In his West Coast offense, Walsh got his quarterbacks to see the world in black and white. He took a complex situation and broke it down into simple yes-or-no decisions of the kind that microprocessors can make with lightning speed. He then built these true-or-false tests into the kind of if-then decision trees that are the center of computer programming languages. In short, Bill Walsh made football digital.
“Bill’s offense was a progression offense where you had a first, second, third, and fourth receiver,” Ken Anderson, who played quarterback for the Bengals. Anderson would know: he was drafted by Walsh. “You have a primary receiver that you’re going to go to first. A secondary, if that guy’s covered. And there’s a third receiver that’s an alternative. And usually some kind of flare control to a running back or tight end that’s a fourth in your progression. The whole theory is the defense can’t take everything away. If you can get through the progression quickly enough before the pass rush gets to you, you can find someone that’s open for a completion.”
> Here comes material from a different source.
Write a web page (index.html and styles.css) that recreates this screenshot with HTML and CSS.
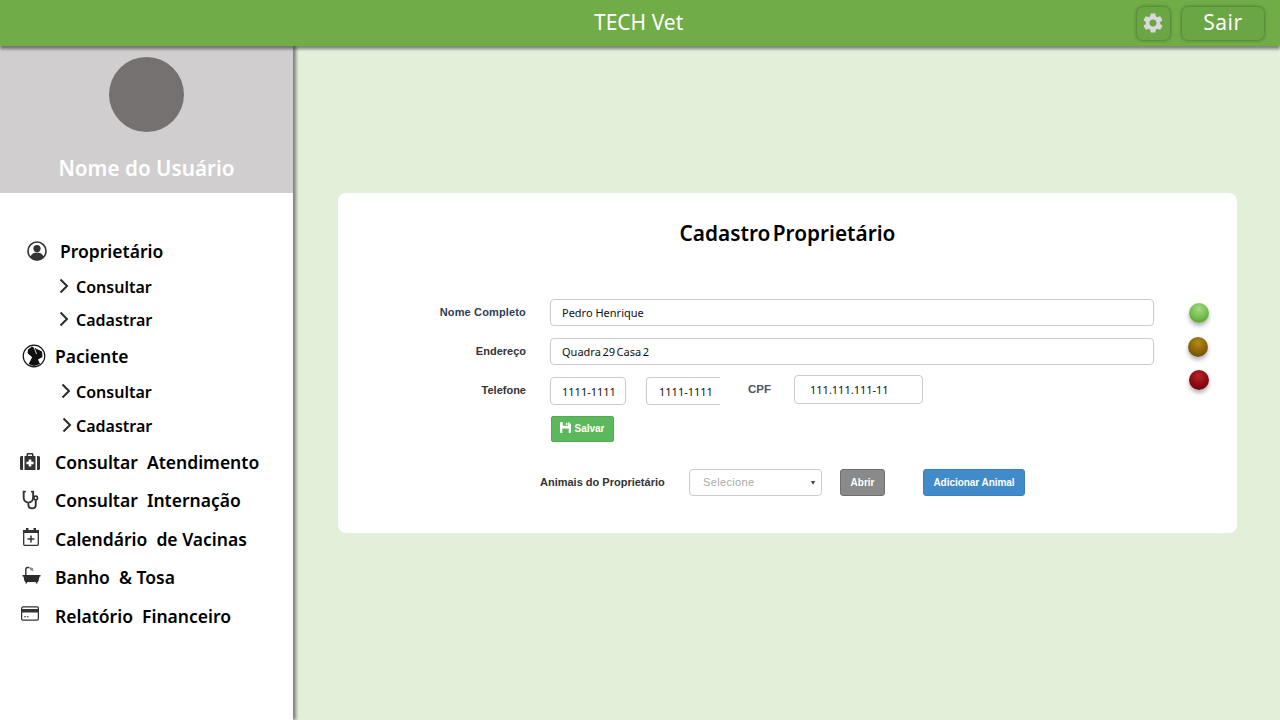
FILE: index.html
```html
<!DOCTYPE html>
<html lang="pt-BR">
<head>
<meta charset="utf-8">
<title>TECH Vet</title>
<link rel="stylesheet" href="styles.css">
</head>
<body>
<header class="topbar">
  <div class="brand">TECH Vet</div>
  <div class="top-actions">
    <button class="top-btn gear-btn" aria-label="Configurações">
      <svg viewBox="0 0 24 24" width="24" height="24"><path fill="#d9d9d9" d="M19.14 12.94c.04-.3.06-.61.06-.94 0-.32-.02-.64-.07-.94l2.03-1.58c.18-.14.23-.41.12-.61l-1.92-3.32c-.12-.22-.37-.29-.59-.22l-2.39.96c-.5-.38-1.03-.7-1.62-.94l-.36-2.54c-.04-.24-.24-.41-.48-.41h-3.84c-.24 0-.43.17-.47.41l-.36 2.54c-.59.24-1.13.57-1.62.94l-2.39-.96c-.22-.08-.47 0-.59.22L2.74 8.87c-.12.21-.08.47.12.61l2.03 1.58c-.05.3-.09.63-.09.94s.02.64.07.94l-2.03 1.58c-.18.14-.23.41-.12.61l1.92 3.32c.12.22.37.29.59.22l2.39-.96c.5.38 1.03.7 1.62.94l.36 2.54c.05.24.24.41.48.41h3.84c.24 0 .44-.17.47-.41l.36-2.54c.59-.24 1.13-.56 1.62-.94l2.39.96c.22.08.47 0 .59-.22l1.92-3.32c.12-.22.07-.47-.12-.61l-2.01-1.58zM12 15.6c-1.98 0-3.6-1.62-3.6-3.6s1.62-3.6 3.6-3.6 3.6 1.62 3.6 3.6-1.62 3.6-3.6 3.6z"/></svg>
    </button>
    <button class="top-btn exit-btn">Sair</button>
  </div>
</header>
<div class="layout">
  <aside class="sidebar">
    <div class="profile">
      <div class="avatar"></div>
      <div class="user-name">Nome do Usuário</div>
    </div>
    <nav class="menu">
      <a class="item item-owner">
        <svg class="ico" viewBox="0 0 20 20" width="20" height="20"><circle cx="10" cy="10" r="9" fill="#fff" stroke="#333" stroke-width="1.6"/><circle cx="10" cy="7.6" r="3.6" fill="#333"/><path fill="#333" d="M3.4 16c.8-3 3.600-4.400 6.600-4.400s5.800 1.400 6.600 4.400c-1.600 2-4 3.400-6.600 3.400s-5-1.400-6.600-3.400z"/></svg>
        <span>Proprietário</span>
      </a>
      <a class="sub sub-a"><svg class="chev" viewBox="0 0 10 16" width="10" height="16"><path d="M1.500 1.500 8 8l-6.500 6.500" fill="none" stroke="#2b2b2b" stroke-width="2"/></svg><span>Consultar</span></a>
      <a class="sub sub-a"><svg class="chev" viewBox="0 0 10 16" width="10" height="16"><path d="M1.500 1.500 8 8l-6.500 6.500" fill="none" stroke="#2b2b2b" stroke-width="2"/></svg><span>Cadastrar</span></a>
      <a class="item">
        <svg class="ico ico-paw" viewBox="0 0 24 24" width="24" height="24"><circle cx="12" cy="12" r="10.800" fill="#fff" stroke="#111" stroke-width="1.200"/><path fill="#111" d="M6 5.500 10 2.500 13 4 20 7.500 20.500 13 16 15.500 18 20 12 22 6.500 20 8.500 16 10 13 5.500 9.500z"/><path d="M5 9 9.500 13.500 6 20M12 3 14.500 10" fill="none" stroke="#fff" stroke-width=".8"/></svg>
        <span>Paciente</span>
      </a>
      <a class="sub sub-b"><svg class="chev" viewBox="0 0 10 16" width="10" height="16"><path d="M1.500 1.500 8 8l-6.500 6.500" fill="none" stroke="#2b2b2b" stroke-width="2"/></svg><span>Consultar</span></a>
      <a class="sub sub-c"><svg class="chev" viewBox="0 0 10 16" width="10" height="16"><path d="M1.500 1.500 8 8l-6.500 6.500" fill="none" stroke="#2b2b2b" stroke-width="2"/></svg><span>Cadastrar</span></a>
      <a class="item">
        <svg class="ico" viewBox="0 0 20 18" width="20" height="18"><path fill="#333" d="M6.500 3V1.500C6.500.7 7.200 0 8 0h4c.8 0 1.500.7 1.500 1.500V3H12V1.500H8V3z"/><path fill="#333" d="M0 4.500C0 3.700.7 3 1.500 3H3v14H1.500C.7 17 0 16.300 0 15.500zM17 3h1.500c.8 0 1.500.7 1.500 1.500v11c0 .8-.7 1.500-1.500 1.500H17z"/><path fill-rule="evenodd" fill="#333" d="M4.500 3h11v14h-11zM8.700 6.500v2.300H6.400v2.400h2.300v2.300h2.600v-2.300h2.300V8.800h-2.300V6.500z"/></svg>
        <span>Consultar&nbsp; Atendimento</span>
      </a>
      <a class="item item-steth">
        <svg class="ico" viewBox="1.500 0 15 19" width="17" height="20"><path d="M4.500 1.500H2.500v5.500c0 3 2 5 4.500 5s4.500-2 4.500-5V1.500H9.500M7 12v2c0 2 1.500 3.500 3.500 3.500s3.500-1.500 3.500-3.500V9.500" fill="none" stroke="#333" stroke-width="1.800"/><circle cx="14" cy="7.500" r="1.700" fill="none" stroke="#333" stroke-width="1.500"/></svg>
        <span>Consultar&nbsp; Internação</span>
      </a>
      <a class="item item-cal">
        <svg class="ico" viewBox="2 1 16 18" width="16" height="18"><rect x="2.700" y="3.700" width="14.600" height="14.600" rx="1" fill="#fff" stroke="#333" stroke-width="1.300"/><path fill="#333" d="M2 3h16v3H2zM5 1h2.500v4H5zM12.500 1H15v4h-2.500z"/><path d="M10 8.500v7M6.500 12h7" stroke="#333" stroke-width="1.500"/></svg>
        <span>Calendário&nbsp; de Vacinas</span>
      </a>
      <a class="item item-bath">
        <svg class="ico" viewBox="0 0 20 19" width="19" height="18"><path fill="#2b2b2b" d="M.5 9.500h19v1.500h-1l-1 4.500c-.2.800-.8 1.300-1.500 1.300l.5 1.700h-1.500l-.7-1.700H5.700L5 18.500H3.500l.5-1.700c-.7 0-1.300-.5-1.500-1.300L1.500 11h-1z"/><path d="M4 9.500V3.500c0-1.300.8-2 2-2h1.500" fill="none" stroke="#333" stroke-width="1.500"/><path fill="#8d8d8d" d="M7 1l4.500 1 .5 3.500L9 4.500z"/></svg>
        <span>Banho&nbsp; &amp; Tosa</span>
      </a>
      <a class="item item-card">
        <svg class="ico" viewBox="0 0 20 16" width="18" height="15"><rect x=".7" y=".7" width="18.600" height="14.600" rx="1.500" fill="#fff" stroke="#333" stroke-width="1.400"/><path fill="#333" d="M1 3h18v4H1zM3.500 11h2v1.200h-2zM6.500 11h2v1.200h-2z"/></svg>
        <span>Relatório&nbsp; Financeiro</span>
      </a>
    </nav>
  </aside>
  <main class="content">
    <section class="card">
      <h1 class="card-title">Cadastro Proprietário</h1>
      <div class="form-wrap">
        <div class="fields">
          <div class="row row-name">
            <label class="lbl lbl-dark">Nome Completo</label>
            <input class="field field-wide" value="Pedro Henrique">
          </div>
          <div class="row row-addr">
            <label class="lbl">Endereço</label>
            <input class="field field-wide field-tight" value="Quadra 29 Casa 2">
          </div>
          <div class="row row-phones">
            <label class="lbl lbl-phone">Telefone</label>
            <input class="field phone" value="1111-1111">
            <input class="field phone phone-cut" value="1111-1111">
            <label class="lbl-cpf">CPF</label>
            <input class="field cpf" value="111.111.111-11">
          </div>
          <div class="save-row">
            <button class="btn btn-save">
              <svg viewBox="0 0 12 12" width="11" height="11"><path fill="#fff" fill-rule="evenodd" d="M0 1c0-.6.4-1 1-1h8.500L12 2.500V11c0 .6-.4 1-1 1H1c-.6 0-1-.4-1-1zM3 0v4h6V0zM6.500 .8h1.500v2.400H6.500zM2.500 7v5h7V7z"/></svg>
              <span class="save-text">Salvar</span>
            </button>
          </div>
        </div>
        <div class="leds">
          <span class="led led-green"></span>
          <span class="led led-amber"></span>
          <span class="led led-red"></span>
        </div>
      </div>
      <div class="animals">
        <span class="animals-label">Animais do Proprietário</span>
        <div class="select"><span class="select-text">Selecione</span><span class="caret">▾</span></div>
        <button class="btn btn-open">Abrir</button>
        <button class="btn btn-add">Adicionar Animal</button>
      </div>
    </section>
  </main>
</div>
</body>
</html>
```

FILE: styles.css
```css
* { box-sizing: border-box; }
html, body { margin: 0; height: 100%; overflow: hidden; }
body {
  width: 1280px;
  height: 720px;
  display: flex;
  flex-direction: column;
  font-family: "Noto Sans", "Open Sans", sans-serif;
  background: #e2efd9;
  color: #000;
}
.topbar {
  height: 46px;
  flex: none;
  background: #70ad47;
  box-shadow: 0 3px 3px rgba(0, 0, 0, .45);
  position: relative;
  z-index: 3;
  display: flex;
  align-items: center;
  justify-content: flex-end;
  padding-right: 16px;
}
.brand {
  position: absolute;
  left: 594px;
  top: 6px;
  color: #fff;
  font-size: 21px;
  line-height: 32px;
}
.top-actions { display: flex; gap: 12px; }
.top-btn {
  height: 33px;
  border: 0;
  border-radius: 6px;
  background: #6ba644;
  box-shadow: 0 0 3px 1px rgba(60, 100, 40, .6);
  padding: 0;
  display: flex;
  align-items: center;
  justify-content: center;
  color: #fff;
  font-family: inherit;
}
.gear-btn { width: 33px; padding-right: 1px; }
.exit-btn { width: 82px; padding-bottom: 2px; font-size: 21px; letter-spacing: .5px; }
.layout { flex: 1; display: flex; min-height: 0; }
.sidebar {
  width: 293px;
  flex: none;
  background: #fff;
  box-shadow: 3px 0 3px rgba(60, 60, 60, .6);
  position: relative;
  z-index: 2;
}
.profile {
  height: 147px;
  background: #d0cece;
  display: flex;
  flex-direction: column;
  align-items: center;
  padding-top: 11px;
}
.avatar { width: 75px; height: 75px; border-radius: 50%; background: #767171; }
.user-name {
  margin-top: 20px;
  color: #fff;
  font-size: 20.700px;
  font-weight: 600;
  line-height: 32px;
}
.menu {
  margin-top: 40px;
  display: grid;
  grid-template-rows: 36px 36px 30px 42px 30px 38px 34px 42px 36px 40px 38px;
}
.item, .sub { display: flex; align-items: center; font-weight: 600; color: #000; }
.item { padding-left: 20px; font-size: 17.500px; }
.item .ico { flex: none; margin-right: 15px; }
.item-owner { padding-left: 27px; }
.item-owner .ico { margin-right: 13px; }
.item .ico-paw { margin-left: 2px; margin-right: 9px; }
.item-steth .ico { margin-left: 2px; margin-right: 16px; }
.item-cal .ico { margin-left: 3px; margin-right: 16px; margin-top: -4px; }
.item-bath .ico { margin-left: 2px; margin-right: 14px; margin-top: -4px; }
.item-card .ico { margin-left: 1px; margin-right: 16px; margin-top: -5px; }
.sub { font-size: 16px; }
.sub .chev { flex: none; margin-top: -2px; }
.sub-a { padding-left: 59px; }
.sub-a .chev { margin-right: 7px; }
.sub-b { padding-left: 61px; }
.sub-b .chev { margin-right: 5px; }
.sub-c { padding-left: 62px; }
.sub-c .chev { margin-right: 4px; }
.content { flex: 1; padding: 147px 43px 0 45px; }
.card {
  width: 899px;
  height: 340px;
  background: #fff;
  border-radius: 8px;
  padding-top: 21px;
}
.card-title {
  margin: 0;
  text-align: center;
  font-size: 20.800px;
  font-weight: 600;
  line-height: 39px;
  word-spacing: -3px;
}
.form-wrap { display: flex; margin-top: 46px; }
.fields { width: 816px; flex: none; }
.row { display: flex; align-items: center; }
.row-name { height: 27px; }
.row-addr { height: 27px; margin-top: 12px; }
.row-phones { height: 30px; margin-top: 10px; align-items: flex-start; }
.lbl {
  width: 188px;
  margin-right: 24px;
  margin-bottom: 2px;
  flex: none;
  text-align: right;
  font: bold 11px "Liberation Sans", sans-serif;
  color: #333;
}
.lbl-dark { color: #2f3e55; letter-spacing: .15px; }
.lbl-phone { line-height: 30px; margin-bottom: 0; }
.lbl-cpf {
  margin: 0 23px 0 28px;
  font: bold 11.500px/28px "Liberation Sans", sans-serif;
  color: #4d5566;
}
.field {
  height: 27px;
  border: 1px solid #ccc;
  border-radius: 4px;
  background: #fff;
  padding: 0 11px;
  font: 11px "Noto Sans", sans-serif;
  color: #111;
  outline: none;
}
.field-wide { width: 604px; }
.field-tight { word-spacing: -1.300px; }
.phone { width: 76px; height: 28px; margin-top: 2px; padding: 0 0 0 11px; }
.phone-cut { width: 74px; margin-left: 20px; padding-left: 12px; border-right: 0; border-radius: 4px 0 0 4px; }
.cpf { width: 129px; height: 29px; padding-left: 15px; }
.save-row { margin: 11px 0 0 213px; }
.btn {
  border: 0;
  border-radius: 2px;
  color: #fff;
  font: bold 10px "Liberation Sans", sans-serif;
  padding: 0;
}
.btn-save {
  width: 63px;
  height: 26px;
  background: #5cb85c;
  display: flex;
  align-items: center;
  justify-content: center;
  gap: 3px;
  border: 1px solid #4cae4c;
}
.btn-save svg { margin-top: -3px; }
.save-text { margin-top: -1px; }
.leds {
  margin-left: 35px;
  margin-top: 4px;
  display: flex;
  flex-direction: column;
  gap: 14px;
}
.led {
  width: 20px;
  height: 20px;
  border-radius: 50%;
  box-shadow: 0 3px 4px rgba(0, 0, 0, .3);
}
.led-green { background: radial-gradient(circle at 50% 30%, #a3dc80 0, #74bf4f 50%, #4f9030 100%); }
.led-amber { background: radial-gradient(circle at 50% 30%, #b18a1c 0, #8b6508 50%, #5f4404 100%); margin-left: -1px; }
.led-red { background: radial-gradient(circle at 50% 30%, #b5262c 0, #8e0c10 50%, #5e0406 100%); margin-top: -1px; }
.animals { display: flex; align-items: center; margin: 27px 0 0 202px; height: 27px; }
.animals-label {
  width: 149px;
  margin-bottom: 1px;
  font: bold 11px "Liberation Sans", sans-serif;
  color: #333;
}
.select {
  width: 133px;
  height: 27px;
  border: 1px solid #ccc;
  border-radius: 4px;
  display: flex;
  align-items: center;
  justify-content: space-between;
  padding: 0 6px 0 13px;
  font: 11px "Liberation Sans", sans-serif;
  letter-spacing: .35px;
  color: #aaa;
}
.select-text { margin-top: -1px; }
.caret { color: #444; font-size: 8px; letter-spacing: 0; }
.btn-open {
  width: 45px;
  height: 27px;
  margin-left: 18px;
  background: #8a8a8a;
  border: 1px solid #6f6f6f;
  border-radius: 3px;
}
.btn-add {
  width: 102px;
  height: 27px;
  margin-left: 38px;
  background: #428bca;
  border: 1px solid #3d80bb;
  border-radius: 3px;
  letter-spacing: -.05px;
}
```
Walsh’s progression is not only about compressing a series of decisions into the shortest amount of time. It’s about linking those decisions to the actions of the defense. Each step of the progression led to a yes-or-no decision, choreographed to each step of a quarterback’s drop, depending on the coverage he saw in the defense.
There’s an elegant simplicity to Walsh’s offense, so much so that it can actually be shoehorned into a rhyme. Sam Wyche, a quarterback who was there during the early days of the West Coast offense, turned his progression into a little couplet: “1–2–3 Guarantee.”